Vocalist and keyboardist Dennis DeYoung conceived Kilroy Was Here as an album and accompanying stage show, which opened with a short film of the same name. According to the episode of Behind the Music featuring Styx, the early part of the supporting tour was a financial disaster, due to the fact that Styx had booked small, theater-sized venues for a more intimate experience, while later tour dates saw the group performing in large arenas to sold-out crowds. The album debuted at No. 10 on the Billboard 200 in its first week and sold over 1 million copies (although some sources say 2.5 million copies) and peaked at No. 3 on the US charts; however, it broke the streak of multi-platinum albums for Styx, and ushered in a more keyboard-oriented, theatrical direction.

In an interview with the Chicago Tribune, James Young talked about the creative differences in the band, and what led to their breakup: "Dennis really wanted to do these soft, intimate love ballads, and that was against the grain for me and Tommy Shaw, so our differences got magnified, because Dennis was insisting on going outside the boundaries we lived with. He's an assertive and strongly opinionated guy."

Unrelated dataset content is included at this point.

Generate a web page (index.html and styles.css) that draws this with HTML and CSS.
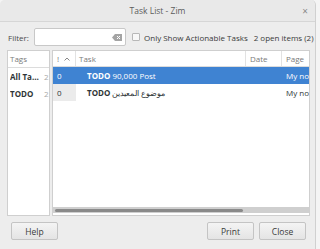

Despite the album's financial and chart success, after the Kilroy tour, the songs were not performed live by Styx (which fired DeYoung in 1999) in subsequent tours (with the exception of segments from "Mr. Roboto" and "Heavy Metal Poisoning" performed in the "Cyclo-medley"), until "Mr. Roboto" reappeared in full in their encore on May 30, 2018, as a cover of the Protomen's cover of the song. DeYoung does perform the songs "Mr. Roboto" and "Don't Let It End" regularly during his solo tours. The James Young Group performed "Heavy Metal Poisoning" and "Double Life" as well on their tour in 1993.

==Music video==
Three of the four videos for the album, "Mr. Roboto", "Don't Let It End", and "Heavy Metal Poisoning", were filmed at the same time and used footage from the minifilm. A fourth video, "Haven't We Been Here Before", was filmed a few months after the album was released; it did not interact with the album's story.

==Track listing==

Side one
| No. | Title | Writer(s) | Lead vocals Lead guitar | Length |
|---|---|---|---|---|
| 1. | "Mr. Roboto" | DeYoung | DeYoung Shaw | 5:28 |
| 2. | "Cold War" | Shaw | Shaw Young | 4:27 |
| 3. | "Don't Let It End" | DeYoung | DeYoung Shaw | 4:56 |
| 4. | "High Time" | DeYoung | DeYoung Shaw | 4:33 |

Side two
| No. | Title | Writer(s) | Lead vocals Lead guitar | Length |
|---|---|---|---|---|
| 1. | "Heavy Metal Poisoning" | Young | Young | 4:57 |
| 2. | "Just Get Through This Night" | Shaw | Shaw | 6:06 |
| 3. | "Double Life" | Young | Young | 3:46 |
| 4. | "Haven't We Been Here Before" | Shaw | Shaw, DeYoung Young | 4:06 |
| 5. | "Don't Let It End" (Reprise) | DeYoung | Shaw, DeYoung Shaw | 2:22 |

==Personnel==
===Styx===
- Dennis DeYoung – vocals, keyboards, accordion
- James "JY" Young – vocals, guitars, vocoder
- Tommy Shaw – vocals, guitars, shamisen, vocoder
- Chuck Panozzo – bass
- John Panozzo – drums, percussion

===Additional personnel===
- Steve Eisen – saxophone
- Dan Barber – horn
- Mike Halpin – horn
- Michael Mossman – trumpet
- Mark Ohlsen – horn

===Production===
- Arranged & produced by Styx
- Engineers: Gary Loizzo, Will Rascati, Rob Kingsland
- Apprentice engineer: Jim Popko
- Mastering by Ted Jensen at Sterling Sound, NYC

==Charts==

===Weekly charts===

| Chart (1983) | Peak position |
|---|---|
| Australian Albums (Kent Music Report) | 45 |
| Canada Top Albums/CDs (RPM) | 4 |
| Dutch Albums (Album Top 100) | 38 |
| German Albums (Offizielle Top 100) | 7 |
| Norwegian Albums (VG-lista) | 3 |
| Swedish Albums (Sverigetopplistan) | 6 |
| UK Albums (Official Charts) | 67 |
| US Billboard 200 | 3 |

===Year-end charts===

| Chart (1983) | Position |
|---|---|
| Canada Top Albums/CDs (RPM) | 22 |
| German Albums (Offizielle Top 100) | 35 |
| US Billboard 200 | 24 |

==Certifications and sales==

| Region | Certification | Certified units/sales |
| Canada (Music Canada) | Platinum | 100,000^{^} |
| United States (RIAA) | Platinum | 1,000,000^{^} |
^{^} Shipments figures based on certification alone.